Cool on wire rack. Truffle Filling: Melt chocolate morsels with
coffee crystals in heavy saucepan, over low heat. Set aside. In
small mixing bowl, beat cream cheese until fluffy. Beat in melted
chocolate, mixing until well blended. Spread over top of brownies.
Glaze: In small heavy saucepan over low heat, melt chocolate
morsels with shortening. Drizzle over top of truffle mixture.
Chill at least 1 to 2 hours. Cut into bars. Enjoy!!
----------------------------------
Chocolate-Raspberry Squares
Ingredients :
1/3 c. butter or margarine, softened
1 c. brown sugar
2 eggs
1 1/4 c. all-purpose flour
1 1/4 tsp. baking powder
1/8 tsp. salt
3/4 c. raspberry jam
1/2 c. semi-sweet chocolate bits
Preparation :
In large bowl, beat together the butter, sugar and eggs until
light. Combine flour with baking powder and salt. Stir into beaten
mixture in large bowl. Add jam and chocolate bits. Spread mixture
in greased 9 inch square pan. Bake at 350 for about 30 minutes or
until tested done. Cool on wire rack.
----------------------------------
Chocolate Raspberry Bars
Ingredients :
2 c. flour
1 c. sugar
1 c. butter or margarine
1 egg beaten
1 tsp. vanilla
3/4 c. seedless raspberry jam
12 oz. chocolate mini chips
1 c. chopped pecans
Icing:
1 c. powdered sugar
1-2 tbsp. milk
Preparation :
Grease a 9 x 13 pan and preheat the oven to 350 degrees. In food
processor combine flour, sugar and butter. Process 3 or 4 pulses.

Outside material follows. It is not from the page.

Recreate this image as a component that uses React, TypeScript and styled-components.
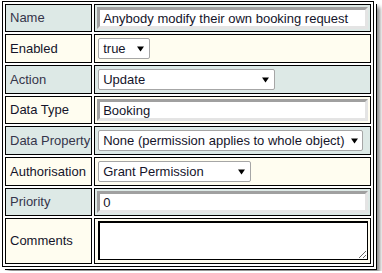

Add beaten egg just until moistened. Remove 1 cup. Press remaining
dough into bottom of the pan. Spread jam over crust. In medium
bowl combine nuts, chocolate chips and remaining dough. Sprinkle
over jam. Press down lightly. Bake 35 minutes at 350 degrees. Cut
while still warm. Cut in small squares.